Do A Little Dirty Work
A drop ending from the previous cut sets up this Hammond B3 heavy jam. The organ provides a killer retro texture while Sheehan's bass holds down the rhythm in deep tones. This one is quite jazzy and has a great groove.
Bullet Train Blues
This is faster-paced, and the bass really drives it. It is, despite the title, only a little bluesy, but definitely a lot of fun.
Hell To Pay
A frantically fast bass riff starts this, then the cut changes to a slow grind. This is another smoking jazzy number that has quite a few tones and moods. There are quite a few changes to this one, but it maintains a heavy texture that is very meaty. It is one of the most effective pieces on the CD.
This is another frantic jam that has a retro texture and unbelievably fast bass line.

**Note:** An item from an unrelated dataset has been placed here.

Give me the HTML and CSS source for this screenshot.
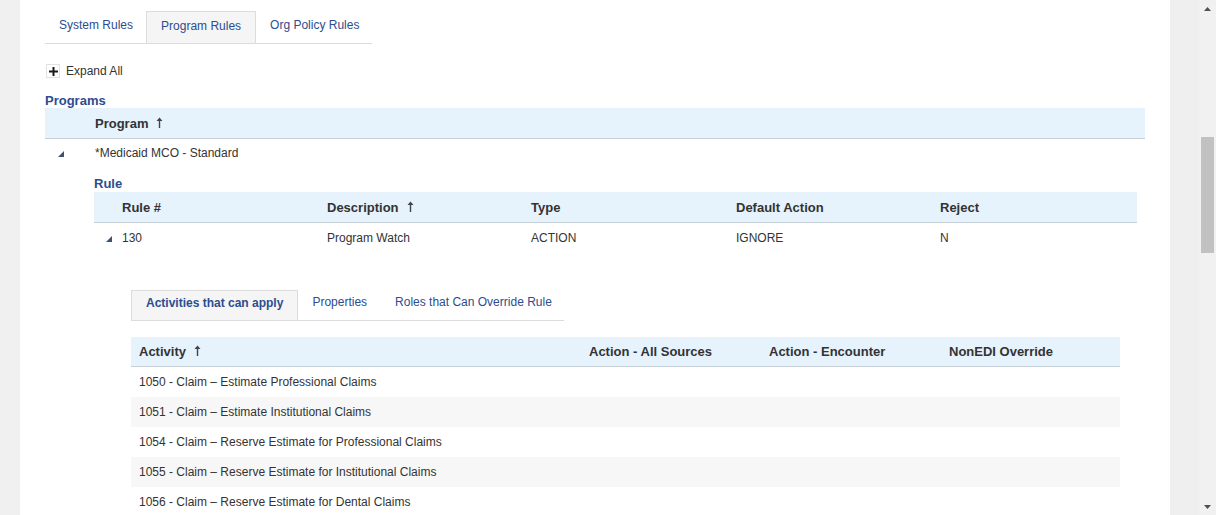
FILE: index.html
```html
<!DOCTYPE html>
<html>
<head>
<meta charset="utf-8">
<title>Program Rules</title>
<link rel="stylesheet" href="styles.css">
</head>
<body>
<div class="page">
  <div class="gutter-left"></div>
  <main class="panel">
    <div class="tabs">
      <div class="tab">System Rules</div>
      <div class="tab active">Program Rules</div>
      <div class="tab">Org Policy Rules</div>
    </div>

    <div class="expand">
      <span class="plus-box"><svg width="9" height="9" viewBox="0 0 9 9"><rect x="3.5" y="0" width="2" height="9" fill="#1a1a1a"/><rect x="0" y="3.5" width="9" height="2" fill="#1a1a1a"/></svg></span>
      <span>Expand All</span>
    </div>

    <h2 class="section-title">Programs</h2>
    <div class="grid programs-grid head">
      <div></div>
      <div class="hcell">Program <svg class="sort" width="7" height="11" viewBox="0 0 7 11"><path d="M3.5 0.5 L6.5 4 L4.2 4 L4.2 11 L2.8 11 L2.8 4 L0.5 4 Z" fill="#444"/></svg></div>
    </div>
    <div class="grid programs-grid row">
      <div class="exp-cell"><svg class="tri" width="6" height="6" viewBox="0 0 6 6"><path d="M6 0 L6 6 L0 6 Z" fill="#3e5173"/></svg></div>
      <div class="cell">*Medicaid MCO - Standard</div>
    </div>

    <section class="rule-section">
      <h2 class="section-title rule-title">Rule</h2>
      <div class="grid rule-grid head">
        <div class="hcell first">Rule #</div>
        <div class="hcell">Description <svg class="sort" width="7" height="11" viewBox="0 0 7 11"><path d="M3.5 0.5 L6.5 4 L4.2 4 L4.2 11 L2.8 11 L2.8 4 L0.5 4 Z" fill="#444"/></svg></div>
        <div class="hcell">Type</div>
        <div class="hcell">Default Action</div>
        <div class="hcell">Reject</div>
      </div>
      <div class="grid rule-grid row">
        <div class="cell first"><svg class="tri rule-tri" width="6" height="6" viewBox="0 0 6 6"><path d="M6 0 L6 6 L0 6 Z" fill="#3e5173"/></svg>130</div>
        <div class="cell">Program Watch</div>
        <div class="cell">ACTION</div>
        <div class="cell">IGNORE</div>
        <div class="cell">N</div>
      </div>

      <section class="detail">
        <div class="tabs subtabs">
          <div class="tab active bold">Activities that can apply</div>
          <div class="tab">Properties</div>
          <div class="tab">Roles that Can Override Rule</div>
        </div>

        <div class="grid act-grid head">
          <div class="hcell">Activity <svg class="sort" width="7" height="11" viewBox="0 0 7 11"><path d="M3.5 0.5 L6.5 4 L4.2 4 L4.2 11 L2.8 11 L2.8 4 L0.5 4 Z" fill="#444"/></svg></div>
          <div class="hcell">Action - All Sources</div>
          <div class="hcell">Action - Encounter</div>
          <div class="hcell">NonEDI Override</div>
        </div>
        <div class="grid act-grid row"><div class="cell">1050 - Claim – Estimate Professional Claims</div><div></div><div></div><div></div></div>
        <div class="grid act-grid row alt"><div class="cell">1051 - Claim – Estimate Institutional Claims</div><div></div><div></div><div></div></div>
        <div class="grid act-grid row"><div class="cell">1054 - Claim – Reserve Estimate for Professional Claims</div><div></div><div></div><div></div></div>
        <div class="grid act-grid row alt"><div class="cell">1055 - Claim – Reserve Estimate for Institutional Claims</div><div></div><div></div><div></div></div>
        <div class="grid act-grid row"><div class="cell">1056 - Claim – Reserve Estimate for Dental Claims</div><div></div><div></div><div></div></div>
      </section>
    </section>
  </main>
  <div class="gutter-right"></div>
  <div class="scrollbar">
    <div class="sb-arrow"><svg width="7" height="4" viewBox="0 0 7 4"><path d="M0 4 L3.5 0 L7 4 Z" fill="#505050"/></svg></div>
    <div class="sb-track">
      <div class="sb-thumb"></div>
    </div>
    <div class="sb-arrow"><svg width="7" height="4" viewBox="0 0 7 4"><path d="M0 0 L7 0 L3.5 4 Z" fill="#505050"/></svg></div>
  </div>
</div>
</body>
</html>
```

FILE: styles.css
```css
* { box-sizing: border-box; }
html, body { margin: 0; padding: 0; height: 100%; overflow: hidden; }
body {
  font-family: "Liberation Sans", Arial, sans-serif;
  font-size: 12px;
  color: #333;
  background: #fff;
}
.page {
  display: flex;
  height: 515px;
  overflow: hidden;
}
.gutter-left { width: 20px; flex: none; background: #f0f0f0; }
.gutter-right { width: 29px; flex: none; background: #efefef; }
.panel {
  width: 1150px;
  flex: none;
  background: #fff;
  padding: 11px 25px 0 25px;
  overflow: hidden;
}

/* tabs */
.tabs {
  display: flex;
  width: 327px;
  border-bottom: 1px solid #dcdcdc;
  height: 33px;
}
.tab {
  height: 32px;
  line-height: 26px;
  padding: 0 12px 0 13px;
  color: #2c4d8f;
  border: 1px solid transparent;
  border-bottom: none;
  white-space: nowrap;
}
.tab.active {
  background: #f5f5f5;
  border-color: #dcdcdc;
  line-height: 28px;
  padding: 0 14px 0 14px;
}
.subtabs { width: 433px; height: 31px; }
.subtabs .tab { height: 30px; line-height: 22px; padding: 0 13px; }
.subtabs .tab.active { line-height: 24px; padding: 0 14px; }
.tab.bold { font-weight: bold; }

/* expand */
.expand {
  display: flex;
  align-items: center;
  gap: 6px;
  margin-top: 20px;
  height: 14px;
  margin-left: 1px;
}
.plus-box {
  width: 14px; height: 14px;
  border: 1px solid #e2e2e2;
  background: #fff;
  display: flex; align-items: center; justify-content: center;
}

.section-title {
  margin: 15px 0 0 0;
  font-size: 13px;
  font-weight: bold;
  color: #2c4d8f;
  line-height: 15px;
  height: 15px;
}

.grid { display: grid; align-items: center; }
.head {
  background: #e6f2fc;
  height: 31px;
  border-bottom: 1px solid #c9d1d8;
  font-weight: bold;
  font-size: 13px;
  color: #333;
}
.row { height: 29px; }
.hcell, .cell { padding-left: 5px; white-space: nowrap; display: flex; align-items: center; }
.sort { margin-left: 8px; margin-top: -2px; }

.programs-grid { grid-template-columns: 45px 1fr; }
.programs-grid .hcell { padding-top: 1px; }
.programs-grid.row { padding-bottom: 2px; }
.exp-cell { display: flex; padding-left: 13px; padding-top: 2px; }
.tri { display: block; }

.rule-section { margin-left: 49px; margin-right: 8px; }
.rule-title { margin-top: 7px; margin-bottom: 0; padding-top: 1px; }
.rule-section > .rule-title { height: 17px; }
.rule-grid { grid-template-columns: 228px 204px 205px 204px 1fr; }
.rule-grid .first { padding-left: 28px; position: relative; }
.rule-grid.head { height: 31px; }
.rule-grid.row { height: 30px; }
.rule-tri { position: absolute; left: 12px; top: 50%; margin-top: -2px; }

.detail { margin: 37px 17px 0 37px; }
.act-grid { grid-template-columns: 450px 180px 180px 1fr; }
.act-grid .hcell, .act-grid .cell { padding-left: 8px; }
.act-grid.head { margin-top: 16px; height: 30px; }
.act-grid.row { height: 30px; }
.act-grid.alt { background: #f7f7f7; }

/* scrollbar */
.scrollbar {
  width: 17px;
  flex: none;
  background: #f1f1f1;
  display: flex;
  flex-direction: column;
}
.sb-arrow { height: 17px; display: flex; align-items: center; justify-content: center; }
.sb-track { flex: 1; padding: 120px 2px 0 2px; }
.sb-thumb { height: 116px; background: #c1c1c1; }
```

It is short, to the point and awesome.
One Less Worry
Starting with mellow piano, this builds quite slowly on that basis for a while. As it carries on the piano takes on various melodies wandering between the frantic and the sedate, the jazzy and classically dominated. After a time the bass comes in in a pattern that calls to mind the riffs of Chris Squire, and the group are off on an uptempo prog rock excursion. Sheehan's work is a definite standout and a must-have for bassist and bass fans. Chambers shows off his chops on the skins here, also.
I Miss You (Like I Miss The Sun)
This cut is slower and quite evocative. It is one of the bluesier tracks on the album. Novello really makes the keys cry and sing on this, and it is so tasty.
This starts in dissonant cacophony. As the intro ends a short silence gives way to a killer jazzy jam based on an awesome extended riff. This is one of the more jazz oriented numbers on the CD. Chambers finds room to show off on this one, too. In fact, he manages a full-fledged and very impressive solo here.
Three Feet Back
A juicy organ intro starts this off, feeling a lot like Jon Lord's Deep Purple work. In fact, at points I felt like the band was about to let loose with "Lazy". After a bout a minute and a half of just the keys, the band bursts forth into a tasty jam that has quite a solid groove to it.
Purple Rain
Covering a cut by one of the greatest songwriters of the 20th century, Niacin star this with a texture much like the original. In fact, the whole piece feels pretty faithful, with Novello's keys taking the vocal line. Therein lies the only problem with this cover. While on the chorus the keys are effective in replacing the voice, the verses seem a little lacking in that department.
No Man's Land
Keys start this cut with a dramatic flair, but it quickly shifts gear to a fast and furious prog/fusion jam that really smokes. This one never outwears its welcome either, being fairly brief, but packed with quality instrumental performances.
You Keep Me Hanging On
Their take starting much like the Vanilla Fudge rendition of this classic, that proves to be the mode of the entire track, but Sheehan's bass expertise seems to add a lot at various points in the track. I never really found myself missing the vocals on this as I did with "Purple Rain", and this is truly a great cover.
Front and Center
The first of two previously unreleased studio tracks, this is another fast paced fusion cut that really moves.
The other studio cut, this is aptly named as it is slower and truly feels "jiggly". The bass line that drives it is a very intriguing one.